Movie Analysis:
"Affliction"
Review by Katharine
E. Monahan Huntley
Wade Whitehouse
(main character) is a small town sheriff afflicted by daily irritants
and long term dysfunctions and there's just no way he can win. His story,
narrated by younger brother, Rolfe, is sad but true and far too common-but
in Paul Shrader's screenplay (and film direction), adapted from Russell
Banks' novel Affliction-it is uncommonly and beautifully told.
Wade fights (mc
approach-doer) for the affection of his alienated prepubescent daughter;
he fights his ex-wife for child custody; he fights local politicos;
he fights a toothache.
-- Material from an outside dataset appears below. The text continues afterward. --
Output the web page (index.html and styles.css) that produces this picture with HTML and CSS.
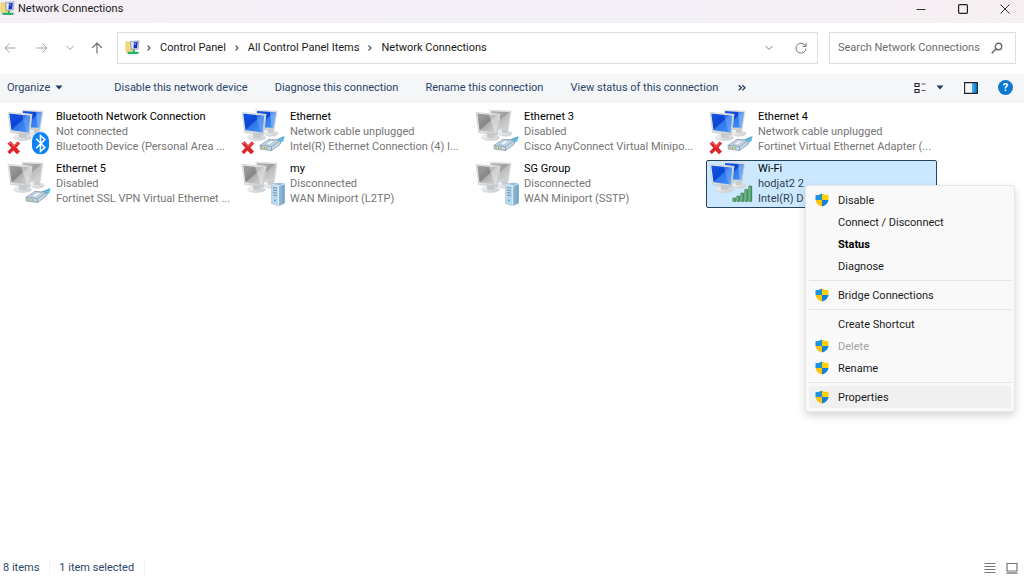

Of most importance is his battle against the
legacy (mc benchmark-past) of an alcoholic and brutal father:
ROLFE (V.O.):
Our stories, Wade's and mine, describe the lives of boys and men for
thousands of years, boys who were beaten by their fathers, whose capacity
for love and trust was crippled almost at birth and whose best hope
(mc critical flaw), if any, for connection with other human
beings lay in an elegiac detachment, as if life were over. It's how
we keep from destroying in turn our own children and terrorizing the
women who have the misfortune to love us; how we absent ourselves
from the tradition of male violence (mc domain-universe); how
we decline the seduction of revenge (oc concern-subconscious).
What is especially
striking from a Dramatica point of view is the definitive example of
a steadfast obstacle character, Wade's father. He is immovable
in his fixed mindset (oc domain-mind)-in one hand holding a bottle,
in the other an upraised fist-symbolically holding out an alternative
worldview Wade desperately seeks to avoid and to which he ultimately
succumbs (mc resolve-change; judgment-bad).